For several years, one of the biggest pain-points with contributing to BloodHound has been in getting nodes and edges ingested and correctly displayed in the GUI. BloodHound OpenGraph changes that. Now it is easy for anyone to add nodes and edges into BloodHound through the easy-to-use `/file-upload/` endpoint.

However, while the process of adding nodes and edges to the product is greatly simplified, the product will not function as expected without a well-designed attack graph model. This document seeks to educate users on attack graph model design theory, best-practices, and requirements.

An attack graph is a tool - a powerful force multiplier when wielded correctly, a frustrating and confusing hazard when not.
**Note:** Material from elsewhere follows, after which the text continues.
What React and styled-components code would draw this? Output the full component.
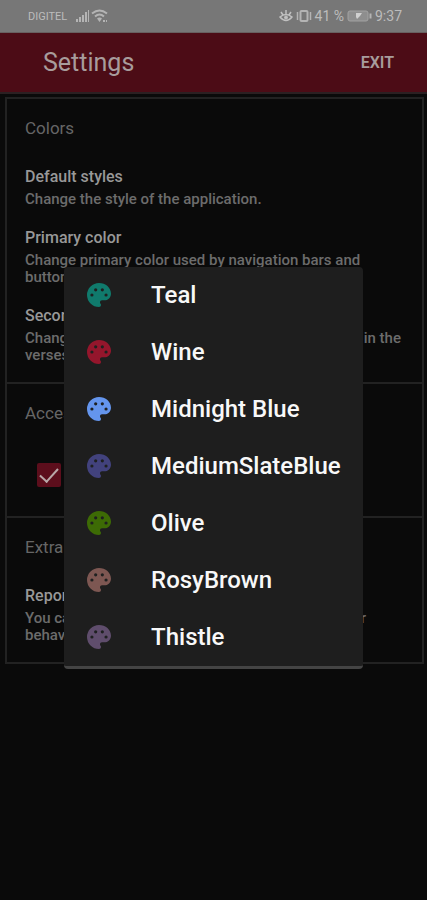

This document aims to equip you with the knowledge and skills necessary to effectively wield this tool.

<Info>
  At this time, OpenGraph nodes and edges are not supported in the Search or Pathfinding tab, so the Cypher tab **must** be used to query the data manually.
</Info>

# Basic Attack Graph Vocabulary and Design Theory

Graphs are [well-understood](https://en.wikipedia.org/wiki/Graph_%28discrete_mathematics%29), well-studied mathematical constructs. You can find thousands of guides, tools, and academic papers that make use of graphs. This document will not replace a proper education or time spent working with graphs. But in this section we will touch on the most fundamental aspects of a graph you must understand in order to effectively get BloodHound to work with your nodes and edges.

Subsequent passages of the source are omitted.